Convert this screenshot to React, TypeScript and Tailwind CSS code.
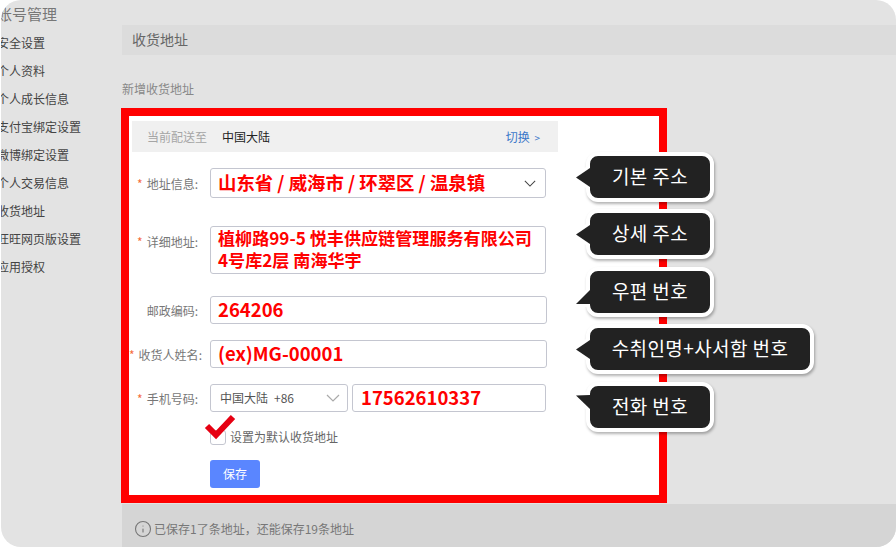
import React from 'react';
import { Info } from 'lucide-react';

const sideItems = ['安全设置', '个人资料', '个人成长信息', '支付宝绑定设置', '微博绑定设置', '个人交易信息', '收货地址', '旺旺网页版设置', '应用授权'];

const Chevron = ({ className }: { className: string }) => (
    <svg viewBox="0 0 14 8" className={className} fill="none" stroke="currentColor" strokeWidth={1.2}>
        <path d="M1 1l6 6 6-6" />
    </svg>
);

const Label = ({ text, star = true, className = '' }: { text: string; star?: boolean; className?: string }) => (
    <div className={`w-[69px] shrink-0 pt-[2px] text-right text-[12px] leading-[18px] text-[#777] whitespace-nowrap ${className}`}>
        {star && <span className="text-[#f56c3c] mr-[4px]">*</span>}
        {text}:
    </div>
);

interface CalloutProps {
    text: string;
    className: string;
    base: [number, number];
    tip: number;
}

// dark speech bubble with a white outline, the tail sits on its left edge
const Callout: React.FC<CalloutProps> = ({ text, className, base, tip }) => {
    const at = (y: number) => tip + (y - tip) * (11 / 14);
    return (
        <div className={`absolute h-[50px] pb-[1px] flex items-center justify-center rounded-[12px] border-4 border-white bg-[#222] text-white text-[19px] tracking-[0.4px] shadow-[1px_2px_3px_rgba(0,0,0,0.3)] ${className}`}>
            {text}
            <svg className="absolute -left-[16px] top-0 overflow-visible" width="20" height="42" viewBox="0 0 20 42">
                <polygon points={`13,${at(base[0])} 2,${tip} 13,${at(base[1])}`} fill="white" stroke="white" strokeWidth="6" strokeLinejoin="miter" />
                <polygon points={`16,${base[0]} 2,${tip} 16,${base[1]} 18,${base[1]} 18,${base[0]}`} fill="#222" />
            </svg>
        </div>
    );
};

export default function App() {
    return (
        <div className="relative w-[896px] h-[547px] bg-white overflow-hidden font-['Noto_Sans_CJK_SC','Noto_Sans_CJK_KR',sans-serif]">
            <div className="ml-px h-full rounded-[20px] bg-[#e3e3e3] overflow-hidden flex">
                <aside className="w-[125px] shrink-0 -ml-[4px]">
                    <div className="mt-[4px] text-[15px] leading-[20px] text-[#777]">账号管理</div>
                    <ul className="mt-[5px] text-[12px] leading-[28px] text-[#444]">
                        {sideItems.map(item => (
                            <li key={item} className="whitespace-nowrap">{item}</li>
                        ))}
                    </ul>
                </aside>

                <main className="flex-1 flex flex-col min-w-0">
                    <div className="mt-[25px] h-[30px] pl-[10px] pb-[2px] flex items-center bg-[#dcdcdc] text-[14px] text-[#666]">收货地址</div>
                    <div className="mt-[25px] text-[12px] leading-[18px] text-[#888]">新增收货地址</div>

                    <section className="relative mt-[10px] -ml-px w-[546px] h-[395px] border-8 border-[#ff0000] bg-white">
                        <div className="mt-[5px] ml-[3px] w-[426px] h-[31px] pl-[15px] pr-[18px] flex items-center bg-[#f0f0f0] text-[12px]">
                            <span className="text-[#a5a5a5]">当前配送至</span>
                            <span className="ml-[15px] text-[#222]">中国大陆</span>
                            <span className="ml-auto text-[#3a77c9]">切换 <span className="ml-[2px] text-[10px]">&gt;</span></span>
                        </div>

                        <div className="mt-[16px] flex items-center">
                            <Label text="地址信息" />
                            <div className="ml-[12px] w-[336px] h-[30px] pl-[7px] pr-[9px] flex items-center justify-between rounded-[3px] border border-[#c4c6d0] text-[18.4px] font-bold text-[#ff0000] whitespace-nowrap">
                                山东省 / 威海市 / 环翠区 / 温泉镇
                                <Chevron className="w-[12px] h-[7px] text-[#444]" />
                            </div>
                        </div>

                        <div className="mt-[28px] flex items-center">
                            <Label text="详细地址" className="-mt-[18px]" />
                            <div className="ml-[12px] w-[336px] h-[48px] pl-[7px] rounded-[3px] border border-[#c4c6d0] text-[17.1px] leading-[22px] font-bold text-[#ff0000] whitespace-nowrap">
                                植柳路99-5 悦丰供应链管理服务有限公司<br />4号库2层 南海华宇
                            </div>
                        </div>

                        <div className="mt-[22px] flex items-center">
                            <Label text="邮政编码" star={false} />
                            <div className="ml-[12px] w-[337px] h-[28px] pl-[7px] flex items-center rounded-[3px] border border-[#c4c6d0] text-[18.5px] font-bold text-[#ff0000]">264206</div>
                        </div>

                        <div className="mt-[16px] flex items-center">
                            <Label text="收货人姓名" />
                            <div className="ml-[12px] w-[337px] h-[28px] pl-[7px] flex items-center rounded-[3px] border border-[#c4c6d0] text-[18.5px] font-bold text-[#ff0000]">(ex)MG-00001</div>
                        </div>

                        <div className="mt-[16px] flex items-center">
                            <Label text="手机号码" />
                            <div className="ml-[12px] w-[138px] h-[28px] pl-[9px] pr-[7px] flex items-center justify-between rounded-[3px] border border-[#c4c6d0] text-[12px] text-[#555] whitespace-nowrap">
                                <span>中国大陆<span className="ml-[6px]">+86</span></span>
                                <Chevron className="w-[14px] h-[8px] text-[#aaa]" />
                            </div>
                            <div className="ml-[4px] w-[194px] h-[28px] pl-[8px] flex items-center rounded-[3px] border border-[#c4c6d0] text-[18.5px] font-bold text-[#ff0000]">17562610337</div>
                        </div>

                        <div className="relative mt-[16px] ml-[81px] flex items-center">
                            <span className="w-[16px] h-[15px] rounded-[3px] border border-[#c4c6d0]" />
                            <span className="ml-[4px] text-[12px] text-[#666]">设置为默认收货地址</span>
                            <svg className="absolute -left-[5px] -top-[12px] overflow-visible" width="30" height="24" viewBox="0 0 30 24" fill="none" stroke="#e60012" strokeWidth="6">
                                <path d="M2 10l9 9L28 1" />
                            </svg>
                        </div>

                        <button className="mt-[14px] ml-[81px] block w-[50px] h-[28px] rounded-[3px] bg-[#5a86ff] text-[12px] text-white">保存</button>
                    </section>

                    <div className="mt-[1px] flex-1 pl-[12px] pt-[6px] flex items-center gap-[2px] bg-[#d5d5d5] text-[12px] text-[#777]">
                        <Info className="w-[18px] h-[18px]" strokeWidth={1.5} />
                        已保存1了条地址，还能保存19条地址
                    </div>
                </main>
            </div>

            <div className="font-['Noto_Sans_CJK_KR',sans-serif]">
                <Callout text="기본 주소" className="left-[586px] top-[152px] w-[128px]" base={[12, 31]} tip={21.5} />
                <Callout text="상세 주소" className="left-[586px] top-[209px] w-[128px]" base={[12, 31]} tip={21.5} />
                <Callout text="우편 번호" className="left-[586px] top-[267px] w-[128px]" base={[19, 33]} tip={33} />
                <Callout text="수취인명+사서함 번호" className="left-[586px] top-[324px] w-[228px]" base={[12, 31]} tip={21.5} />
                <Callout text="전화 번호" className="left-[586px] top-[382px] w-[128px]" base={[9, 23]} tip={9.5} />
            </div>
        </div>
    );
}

- [Work to complete] Write the listing above out again exactly, dropping each image.

- [Answer for this exercise]
Convert this screenshot to React, TypeScript and Tailwind CSS code.
import React from 'react';
import { Info } from 'lucide-react';

const sideItems = ['安全设置', '个人资料', '个人成长信息', '支付宝绑定设置', '微博绑定设置', '个人交易信息', '收货地址', '旺旺网页版设置', '应用授权'];

const Chevron = ({ className }: { className: string }) => (
    <svg viewBox="0 0 14 8" className={className} fill="none" stroke="currentColor" strokeWidth={1.2}>
        <path d="M1 1l6 6 6-6" />
    </svg>
);

const Label = ({ text, star = true, className = '' }: { text: string; star?: boolean; className?: string }) => (
    <div className={`w-[69px] shrink-0 pt-[2px] text-right text-[12px] leading-[18px] text-[#777] whitespace-nowrap ${className}`}>
        {star && <span className="text-[#f56c3c] mr-[4px]">*</span>}
        {text}:
    </div>
);

interface CalloutProps {
    text: string;
    className: string;
    base: [number, number];
    tip: number;
}

// dark speech bubble with a white outline, the tail sits on its left edge
const Callout: React.FC<CalloutProps> = ({ text, className, base, tip }) => {
    const at = (y: number) => tip + (y - tip) * (11 / 14);
    return (
        <div className={`absolute h-[50px] pb-[1px] flex items-center justify-center rounded-[12px] border-4 border-white bg-[#222] text-white text-[19px] tracking-[0.4px] shadow-[1px_2px_3px_rgba(0,0,0,0.3)] ${className}`}>
            {text}
            <svg className="absolute -left-[16px] top-0 overflow-visible" width="20" height="42" viewBox="0 0 20 42">
                <polygon points={`13,${at(base[0])} 2,${tip} 13,${at(base[1])}`} fill="white" stroke="white" strokeWidth="6" strokeLinejoin="miter" />
                <polygon points={`16,${base[0]} 2,${tip} 16,${base[1]} 18,${base[1]} 18,${base[0]}`} fill="#222" />
            </svg>
        </div>
    );
};

export default function App() {
    return (
        <div className="relative w-[896px] h-[547px] bg-white overflow-hidden font-['Noto_Sans_CJK_SC','Noto_Sans_CJK_KR',sans-serif]">
            <div className="ml-px h-full rounded-[20px] bg-[#e3e3e3] overflow-hidden flex">
                <aside className="w-[125px] shrink-0 -ml-[4px]">
                    <div className="mt-[4px] text-[15px] leading-[20px] text-[#777]">账号管理</div>
                    <ul className="mt-[5px] text-[12px] leading-[28px] text-[#444]">
                        {sideItems.map(item => (
                            <li key={item} className="whitespace-nowrap">{item}</li>
                        ))}
                    </ul>
                </aside>

                <main className="flex-1 flex flex-col min-w-0">
                    <div className="mt-[25px] h-[30px] pl-[10px] pb-[2px] flex items-center bg-[#dcdcdc] text-[14px] text-[#666]">收货地址</div>
                    <div className="mt-[25px] text-[12px] leading-[18px] text-[#888]">新增收货地址</div>

                    <section className="relative mt-[10px] -ml-px w-[546px] h-[395px] border-8 border-[#ff0000] bg-white">
                        <div className="mt-[5px] ml-[3px] w-[426px] h-[31px] pl-[15px] pr-[18px] flex items-center bg-[#f0f0f0] text-[12px]">
                            <span className="text-[#a5a5a5]">当前配送至</span>
                            <span className="ml-[15px] text-[#222]">中国大陆</span>
                            <span className="ml-auto text-[#3a77c9]">切换 <span className="ml-[2px] text-[10px]">&gt;</span></span>
                        </div>

                        <div className="mt-[16px] flex items-center">
                            <Label text="地址信息" />
                            <div className="ml-[12px] w-[336px] h-[30px] pl-[7px] pr-[9px] flex items-center justify-between rounded-[3px] border border-[#c4c6d0] text-[18.4px] font-bold text-[#ff0000] whitespace-nowrap">
                                山东省 / 威海市 / 环翠区 / 温泉镇
                                <Chevron className="w-[12px] h-[7px] text-[#444]" />
                            </div>
                        </div>

                        <div className="mt-[28px] flex items-center">
                            <Label text="详细地址" className="-mt-[18px]" />
                            <div className="ml-[12px] w-[336px] h-[48px] pl-[7px] rounded-[3px] border border-[#c4c6d0] text-[17.1px] leading-[22px] font-bold text-[#ff0000] whitespace-nowrap">
                                植柳路99-5 悦丰供应链管理服务有限公司<br />4号库2层 南海华宇
                            </div>
                        </div>

                        <div className="mt-[22px] flex items-center">
                            <Label text="邮政编码" star={false} />
                            <div className="ml-[12px] w-[337px] h-[28px] pl-[7px] flex items-center rounded-[3px] border border-[#c4c6d0] text-[18.5px] font-bold text-[#ff0000]">264206</div>
                        </div>

                        <div className="mt-[16px] flex items-center">
                            <Label text="收货人姓名" />
                            <div className="ml-[12px] w-[337px] h-[28px] pl-[7px] flex items-center rounded-[3px] border border-[#c4c6d0] text-[18.5px] font-bold text-[#ff0000]">(ex)MG-00001</div>
                        </div>

                        <div className="mt-[16px] flex items-center">
                            <Label text="手机号码" />
                            <div className="ml-[12px] w-[138px] h-[28px] pl-[9px] pr-[7px] flex items-center justify-between rounded-[3px] border border-[#c4c6d0] text-[12px] text-[#555] whitespace-nowrap">
                                <span>中国大陆<span className="ml-[6px]">+86</span></span>
                                <Chevron className="w-[14px] h-[8px] text-[#aaa]" />
                            </div>
                            <div className="ml-[4px] w-[194px] h-[28px] pl-[8px] flex items-center rounded-[3px] border border-[#c4c6d0] text-[18.5px] font-bold text-[#ff0000]">17562610337</div>
                        </div>

                        <div className="relative mt-[16px] ml-[81px] flex items-center">
                            <span className="w-[16px] h-[15px] rounded-[3px] border border-[#c4c6d0]" />
                            <span className="ml-[4px] text-[12px] text-[#666]">设置为默认收货地址</span>
                            <svg className="absolute -left-[5px] -top-[12px] overflow-visible" width="30" height="24" viewBox="0 0 30 24" fill="none" stroke="#e60012" strokeWidth="6">
                                <path d="M2 10l9 9L28 1" />
                            </svg>
                        </div>

                        <button className="mt-[14px] ml-[81px] block w-[50px] h-[28px] rounded-[3px] bg-[#5a86ff] text-[12px] text-white">保存</button>
                    </section>

                    <div className="mt-[1px] flex-1 pl-[12px] pt-[6px] flex items-center gap-[2px] bg-[#d5d5d5] text-[12px] text-[#777]">
                        <Info className="w-[18px] h-[18px]" strokeWidth={1.5} />
                        已保存1了条地址，还能保存19条地址
                    </div>
                </main>
            </div>

            <div className="font-['Noto_Sans_CJK_KR',sans-serif]">
                <Callout text="기본 주소" className="left-[586px] top-[152px] w-[128px]" base={[12, 31]} tip={21.5} />
                <Callout text="상세 주소" className="left-[586px] top-[209px] w-[128px]" base={[12, 31]} tip={21.5} />
                <Callout text="우편 번호" className="left-[586px] top-[267px] w-[128px]" base={[19, 33]} tip={33} />
                <Callout text="수취인명+사서함 번호" className="left-[586px] top-[324px] w-[228px]" base={[12, 31]} tip={21.5} />
                <Callout text="전화 번호" className="left-[586px] top-[382px] w-[128px]" base={[9, 23]} tip={9.5} />
            </div>
        </div>
    );
}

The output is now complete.